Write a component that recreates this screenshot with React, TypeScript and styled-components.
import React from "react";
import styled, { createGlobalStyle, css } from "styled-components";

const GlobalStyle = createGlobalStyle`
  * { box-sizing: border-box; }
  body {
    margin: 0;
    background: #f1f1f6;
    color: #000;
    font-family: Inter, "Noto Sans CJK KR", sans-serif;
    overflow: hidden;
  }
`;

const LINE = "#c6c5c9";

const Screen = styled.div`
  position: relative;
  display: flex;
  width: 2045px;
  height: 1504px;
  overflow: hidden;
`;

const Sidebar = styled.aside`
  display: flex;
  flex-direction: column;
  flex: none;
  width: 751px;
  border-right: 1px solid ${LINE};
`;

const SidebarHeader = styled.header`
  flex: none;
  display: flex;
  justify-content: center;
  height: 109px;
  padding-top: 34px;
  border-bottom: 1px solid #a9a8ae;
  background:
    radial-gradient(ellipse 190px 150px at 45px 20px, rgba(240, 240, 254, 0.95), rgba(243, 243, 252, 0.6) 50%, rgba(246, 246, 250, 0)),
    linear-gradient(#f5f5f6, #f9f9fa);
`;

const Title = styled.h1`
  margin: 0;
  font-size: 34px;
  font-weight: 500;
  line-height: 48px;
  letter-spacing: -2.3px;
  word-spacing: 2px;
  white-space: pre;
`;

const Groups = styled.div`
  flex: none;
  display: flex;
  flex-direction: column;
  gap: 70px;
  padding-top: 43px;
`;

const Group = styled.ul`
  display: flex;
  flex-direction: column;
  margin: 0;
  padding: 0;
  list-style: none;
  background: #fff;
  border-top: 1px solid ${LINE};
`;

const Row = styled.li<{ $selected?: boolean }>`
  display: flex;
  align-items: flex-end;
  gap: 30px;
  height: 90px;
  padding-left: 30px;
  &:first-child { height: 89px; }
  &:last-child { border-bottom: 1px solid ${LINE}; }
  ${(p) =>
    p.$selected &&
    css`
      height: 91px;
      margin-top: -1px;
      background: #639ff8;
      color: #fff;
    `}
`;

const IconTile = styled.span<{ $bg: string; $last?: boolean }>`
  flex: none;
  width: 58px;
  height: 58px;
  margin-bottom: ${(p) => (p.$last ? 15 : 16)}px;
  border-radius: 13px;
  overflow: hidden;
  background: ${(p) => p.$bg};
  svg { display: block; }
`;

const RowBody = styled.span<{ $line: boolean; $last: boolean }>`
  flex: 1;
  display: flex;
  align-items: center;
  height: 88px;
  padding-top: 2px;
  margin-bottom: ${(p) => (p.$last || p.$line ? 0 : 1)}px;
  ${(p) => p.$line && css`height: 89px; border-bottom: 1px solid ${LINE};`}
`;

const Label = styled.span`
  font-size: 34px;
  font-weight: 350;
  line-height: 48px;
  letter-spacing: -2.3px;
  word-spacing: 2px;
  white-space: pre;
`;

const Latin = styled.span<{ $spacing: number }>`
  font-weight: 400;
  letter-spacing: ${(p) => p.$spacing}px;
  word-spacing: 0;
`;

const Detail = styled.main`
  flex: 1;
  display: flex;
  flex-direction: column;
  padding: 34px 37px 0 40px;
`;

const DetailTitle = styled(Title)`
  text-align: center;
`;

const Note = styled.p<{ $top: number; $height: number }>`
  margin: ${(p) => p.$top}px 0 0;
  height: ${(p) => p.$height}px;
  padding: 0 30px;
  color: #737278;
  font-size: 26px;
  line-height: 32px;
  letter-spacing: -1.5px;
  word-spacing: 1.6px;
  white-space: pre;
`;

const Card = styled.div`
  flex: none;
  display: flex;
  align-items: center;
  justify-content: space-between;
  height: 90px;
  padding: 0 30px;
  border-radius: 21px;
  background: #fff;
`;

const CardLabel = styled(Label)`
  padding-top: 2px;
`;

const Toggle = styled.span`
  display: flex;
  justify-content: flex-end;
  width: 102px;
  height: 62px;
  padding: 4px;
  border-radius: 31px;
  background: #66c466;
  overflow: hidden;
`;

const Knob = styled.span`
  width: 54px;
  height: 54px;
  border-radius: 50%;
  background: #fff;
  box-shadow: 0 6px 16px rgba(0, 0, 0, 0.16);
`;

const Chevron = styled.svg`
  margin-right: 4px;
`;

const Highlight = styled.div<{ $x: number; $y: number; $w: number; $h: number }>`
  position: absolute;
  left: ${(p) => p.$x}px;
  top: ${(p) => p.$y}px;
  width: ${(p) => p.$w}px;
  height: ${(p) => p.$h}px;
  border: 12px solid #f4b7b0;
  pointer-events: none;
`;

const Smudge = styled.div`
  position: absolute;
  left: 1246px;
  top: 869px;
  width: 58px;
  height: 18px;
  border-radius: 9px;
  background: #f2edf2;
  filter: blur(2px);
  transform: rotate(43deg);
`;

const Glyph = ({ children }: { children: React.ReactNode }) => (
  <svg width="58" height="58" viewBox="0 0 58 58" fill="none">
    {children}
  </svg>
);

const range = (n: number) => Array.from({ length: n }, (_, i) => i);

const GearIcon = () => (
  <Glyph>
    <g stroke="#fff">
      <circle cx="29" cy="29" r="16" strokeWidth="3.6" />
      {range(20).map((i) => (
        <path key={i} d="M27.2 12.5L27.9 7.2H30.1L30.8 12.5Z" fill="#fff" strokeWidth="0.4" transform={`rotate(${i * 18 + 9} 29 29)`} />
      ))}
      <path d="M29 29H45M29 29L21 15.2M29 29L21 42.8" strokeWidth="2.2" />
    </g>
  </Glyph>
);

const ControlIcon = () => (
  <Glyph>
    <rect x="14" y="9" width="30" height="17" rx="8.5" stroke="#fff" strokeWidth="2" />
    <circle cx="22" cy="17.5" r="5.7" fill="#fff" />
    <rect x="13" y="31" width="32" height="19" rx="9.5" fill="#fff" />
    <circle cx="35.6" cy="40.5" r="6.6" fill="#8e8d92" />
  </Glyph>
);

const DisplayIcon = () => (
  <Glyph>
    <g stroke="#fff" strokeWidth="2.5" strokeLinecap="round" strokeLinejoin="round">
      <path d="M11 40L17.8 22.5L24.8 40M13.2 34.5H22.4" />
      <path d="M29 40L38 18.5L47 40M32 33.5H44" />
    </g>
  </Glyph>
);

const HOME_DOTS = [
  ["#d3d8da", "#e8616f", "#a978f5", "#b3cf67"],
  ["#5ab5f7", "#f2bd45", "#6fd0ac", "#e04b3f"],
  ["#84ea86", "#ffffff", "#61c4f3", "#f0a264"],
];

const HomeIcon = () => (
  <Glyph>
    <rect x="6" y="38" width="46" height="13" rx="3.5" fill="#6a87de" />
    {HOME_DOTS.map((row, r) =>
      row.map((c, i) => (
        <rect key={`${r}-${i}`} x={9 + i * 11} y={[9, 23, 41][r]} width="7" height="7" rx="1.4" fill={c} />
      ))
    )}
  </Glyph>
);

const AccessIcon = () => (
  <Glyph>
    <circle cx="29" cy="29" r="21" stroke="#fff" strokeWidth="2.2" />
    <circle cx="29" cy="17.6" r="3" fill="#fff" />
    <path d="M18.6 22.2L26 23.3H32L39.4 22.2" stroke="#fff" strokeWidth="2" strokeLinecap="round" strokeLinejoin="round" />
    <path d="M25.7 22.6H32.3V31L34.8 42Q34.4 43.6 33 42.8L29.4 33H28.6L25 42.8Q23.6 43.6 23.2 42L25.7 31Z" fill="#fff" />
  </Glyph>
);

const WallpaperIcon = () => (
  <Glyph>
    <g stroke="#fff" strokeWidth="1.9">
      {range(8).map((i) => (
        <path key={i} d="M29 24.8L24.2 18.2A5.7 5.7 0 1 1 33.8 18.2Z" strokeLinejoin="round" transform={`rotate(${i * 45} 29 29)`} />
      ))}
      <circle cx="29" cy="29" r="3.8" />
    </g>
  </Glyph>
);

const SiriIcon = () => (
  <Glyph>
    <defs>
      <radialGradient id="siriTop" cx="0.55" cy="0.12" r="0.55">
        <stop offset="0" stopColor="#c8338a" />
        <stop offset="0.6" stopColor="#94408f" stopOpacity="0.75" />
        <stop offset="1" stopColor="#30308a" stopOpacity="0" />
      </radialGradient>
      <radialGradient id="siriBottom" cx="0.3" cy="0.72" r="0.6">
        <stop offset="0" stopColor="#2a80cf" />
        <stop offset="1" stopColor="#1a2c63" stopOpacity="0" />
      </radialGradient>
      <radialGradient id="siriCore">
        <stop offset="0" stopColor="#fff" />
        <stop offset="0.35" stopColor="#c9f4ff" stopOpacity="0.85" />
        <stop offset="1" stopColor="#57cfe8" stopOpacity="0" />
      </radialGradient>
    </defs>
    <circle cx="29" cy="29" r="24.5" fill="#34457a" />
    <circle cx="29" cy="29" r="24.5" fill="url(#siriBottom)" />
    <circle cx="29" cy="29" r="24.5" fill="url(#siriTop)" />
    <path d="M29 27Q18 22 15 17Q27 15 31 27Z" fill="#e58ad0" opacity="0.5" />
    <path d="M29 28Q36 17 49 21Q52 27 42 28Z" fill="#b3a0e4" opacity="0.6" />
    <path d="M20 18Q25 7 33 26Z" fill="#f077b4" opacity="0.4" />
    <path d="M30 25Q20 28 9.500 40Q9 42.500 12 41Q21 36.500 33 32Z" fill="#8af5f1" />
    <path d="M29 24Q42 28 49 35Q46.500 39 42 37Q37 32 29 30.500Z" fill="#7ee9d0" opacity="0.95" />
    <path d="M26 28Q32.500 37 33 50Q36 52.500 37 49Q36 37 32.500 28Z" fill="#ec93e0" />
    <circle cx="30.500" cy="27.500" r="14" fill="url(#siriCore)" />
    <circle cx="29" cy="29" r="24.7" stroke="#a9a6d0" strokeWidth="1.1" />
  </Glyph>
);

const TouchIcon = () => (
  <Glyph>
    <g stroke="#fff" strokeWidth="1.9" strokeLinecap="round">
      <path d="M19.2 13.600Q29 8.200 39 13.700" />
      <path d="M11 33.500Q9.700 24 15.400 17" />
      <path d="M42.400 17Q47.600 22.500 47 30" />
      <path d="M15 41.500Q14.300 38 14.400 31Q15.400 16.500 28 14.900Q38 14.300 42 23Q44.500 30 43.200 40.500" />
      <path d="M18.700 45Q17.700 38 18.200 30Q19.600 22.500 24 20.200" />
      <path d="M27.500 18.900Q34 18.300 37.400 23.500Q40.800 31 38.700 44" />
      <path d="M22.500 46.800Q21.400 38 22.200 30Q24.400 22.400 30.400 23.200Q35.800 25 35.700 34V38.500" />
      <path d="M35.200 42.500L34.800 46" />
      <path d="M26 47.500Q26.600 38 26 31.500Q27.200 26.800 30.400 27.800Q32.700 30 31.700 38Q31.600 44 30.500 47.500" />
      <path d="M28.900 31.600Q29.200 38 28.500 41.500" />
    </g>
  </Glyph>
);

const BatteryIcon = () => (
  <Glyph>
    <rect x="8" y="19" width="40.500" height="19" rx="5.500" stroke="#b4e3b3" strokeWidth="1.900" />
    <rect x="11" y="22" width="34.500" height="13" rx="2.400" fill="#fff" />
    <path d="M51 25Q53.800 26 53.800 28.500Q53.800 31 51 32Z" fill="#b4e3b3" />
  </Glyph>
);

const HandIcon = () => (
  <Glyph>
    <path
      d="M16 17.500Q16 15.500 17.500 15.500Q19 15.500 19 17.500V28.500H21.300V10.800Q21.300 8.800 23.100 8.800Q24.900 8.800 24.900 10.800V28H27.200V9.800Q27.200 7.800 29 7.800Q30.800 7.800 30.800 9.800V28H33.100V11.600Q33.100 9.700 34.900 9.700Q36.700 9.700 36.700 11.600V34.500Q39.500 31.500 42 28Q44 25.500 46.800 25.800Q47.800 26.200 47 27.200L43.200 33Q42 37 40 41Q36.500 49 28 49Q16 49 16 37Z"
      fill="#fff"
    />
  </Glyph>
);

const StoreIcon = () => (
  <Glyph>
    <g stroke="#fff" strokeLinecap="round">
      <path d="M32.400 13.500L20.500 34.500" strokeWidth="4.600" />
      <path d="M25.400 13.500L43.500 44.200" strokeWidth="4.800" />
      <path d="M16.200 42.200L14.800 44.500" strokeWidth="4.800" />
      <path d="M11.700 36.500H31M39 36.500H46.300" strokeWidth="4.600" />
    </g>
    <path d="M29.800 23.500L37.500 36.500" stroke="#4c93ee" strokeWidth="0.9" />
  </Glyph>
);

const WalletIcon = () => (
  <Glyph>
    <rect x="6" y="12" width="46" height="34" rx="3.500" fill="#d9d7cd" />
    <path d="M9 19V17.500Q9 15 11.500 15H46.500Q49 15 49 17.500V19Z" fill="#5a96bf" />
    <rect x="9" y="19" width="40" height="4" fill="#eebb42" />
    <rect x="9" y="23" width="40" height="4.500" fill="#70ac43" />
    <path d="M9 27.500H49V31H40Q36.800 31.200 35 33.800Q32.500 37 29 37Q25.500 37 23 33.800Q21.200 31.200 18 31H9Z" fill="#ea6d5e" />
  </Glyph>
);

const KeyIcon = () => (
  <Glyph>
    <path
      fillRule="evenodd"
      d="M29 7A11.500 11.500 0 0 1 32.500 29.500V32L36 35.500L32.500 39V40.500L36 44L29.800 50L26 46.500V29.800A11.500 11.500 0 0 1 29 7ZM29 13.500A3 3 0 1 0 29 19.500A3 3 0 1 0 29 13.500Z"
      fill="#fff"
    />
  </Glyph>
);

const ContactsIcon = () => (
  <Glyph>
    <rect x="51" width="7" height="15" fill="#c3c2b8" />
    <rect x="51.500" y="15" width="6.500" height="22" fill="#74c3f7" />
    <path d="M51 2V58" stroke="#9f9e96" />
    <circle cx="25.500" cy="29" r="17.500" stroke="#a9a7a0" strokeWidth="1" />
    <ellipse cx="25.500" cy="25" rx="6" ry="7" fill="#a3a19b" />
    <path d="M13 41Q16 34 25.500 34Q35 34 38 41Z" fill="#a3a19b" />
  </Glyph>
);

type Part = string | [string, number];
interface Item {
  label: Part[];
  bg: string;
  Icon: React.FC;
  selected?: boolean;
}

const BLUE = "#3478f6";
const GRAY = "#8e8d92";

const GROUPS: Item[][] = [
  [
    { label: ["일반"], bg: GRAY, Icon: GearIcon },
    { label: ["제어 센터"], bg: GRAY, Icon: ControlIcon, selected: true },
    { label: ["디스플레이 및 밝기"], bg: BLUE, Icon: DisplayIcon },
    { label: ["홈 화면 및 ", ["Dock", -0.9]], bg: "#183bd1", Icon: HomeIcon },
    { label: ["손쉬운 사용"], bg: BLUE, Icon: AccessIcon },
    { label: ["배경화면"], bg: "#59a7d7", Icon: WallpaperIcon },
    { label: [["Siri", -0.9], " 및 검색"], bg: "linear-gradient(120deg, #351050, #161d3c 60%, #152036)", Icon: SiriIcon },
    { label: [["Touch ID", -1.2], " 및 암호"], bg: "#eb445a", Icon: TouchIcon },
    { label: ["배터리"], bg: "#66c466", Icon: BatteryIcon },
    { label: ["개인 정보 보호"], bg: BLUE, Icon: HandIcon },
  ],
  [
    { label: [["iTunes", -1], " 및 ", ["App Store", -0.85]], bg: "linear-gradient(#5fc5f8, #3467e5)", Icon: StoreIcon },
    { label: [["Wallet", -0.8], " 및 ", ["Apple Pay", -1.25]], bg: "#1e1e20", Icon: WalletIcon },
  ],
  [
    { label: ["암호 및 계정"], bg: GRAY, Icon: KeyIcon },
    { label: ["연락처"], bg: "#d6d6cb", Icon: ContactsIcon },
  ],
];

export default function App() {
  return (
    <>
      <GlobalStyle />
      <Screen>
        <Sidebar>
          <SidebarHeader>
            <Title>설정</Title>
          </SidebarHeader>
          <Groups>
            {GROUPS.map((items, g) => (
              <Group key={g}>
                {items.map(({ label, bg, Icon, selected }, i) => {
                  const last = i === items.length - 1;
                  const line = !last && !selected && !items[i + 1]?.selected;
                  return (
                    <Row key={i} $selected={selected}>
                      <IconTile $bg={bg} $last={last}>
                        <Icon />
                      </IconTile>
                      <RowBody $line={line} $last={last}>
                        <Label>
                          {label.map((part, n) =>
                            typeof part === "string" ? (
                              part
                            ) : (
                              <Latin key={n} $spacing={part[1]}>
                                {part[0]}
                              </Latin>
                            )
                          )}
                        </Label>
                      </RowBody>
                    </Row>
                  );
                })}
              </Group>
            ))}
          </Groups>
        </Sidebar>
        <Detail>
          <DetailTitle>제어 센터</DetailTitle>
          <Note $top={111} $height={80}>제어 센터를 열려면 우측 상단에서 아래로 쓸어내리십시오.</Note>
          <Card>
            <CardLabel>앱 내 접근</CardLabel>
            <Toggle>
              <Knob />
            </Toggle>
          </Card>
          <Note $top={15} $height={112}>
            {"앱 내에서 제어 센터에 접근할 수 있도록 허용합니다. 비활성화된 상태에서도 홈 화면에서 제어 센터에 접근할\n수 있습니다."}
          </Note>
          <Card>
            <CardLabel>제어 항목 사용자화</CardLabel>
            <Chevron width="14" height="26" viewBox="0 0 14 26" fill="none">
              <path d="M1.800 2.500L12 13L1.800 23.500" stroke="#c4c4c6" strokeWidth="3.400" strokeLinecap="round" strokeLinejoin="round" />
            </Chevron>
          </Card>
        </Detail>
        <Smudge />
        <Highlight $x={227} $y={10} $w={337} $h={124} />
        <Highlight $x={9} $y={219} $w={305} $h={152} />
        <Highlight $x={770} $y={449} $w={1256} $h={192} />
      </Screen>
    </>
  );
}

WORK INSTRUCTIONS: Find the lines containing "React" and list every one of them.

RESULT:
Write a component that recreates this screenshot with React, TypeScript and styled-components.
import React from "react";
const Glyph = ({ children }: { children: React.ReactNode }) => (
  Icon: React.FC;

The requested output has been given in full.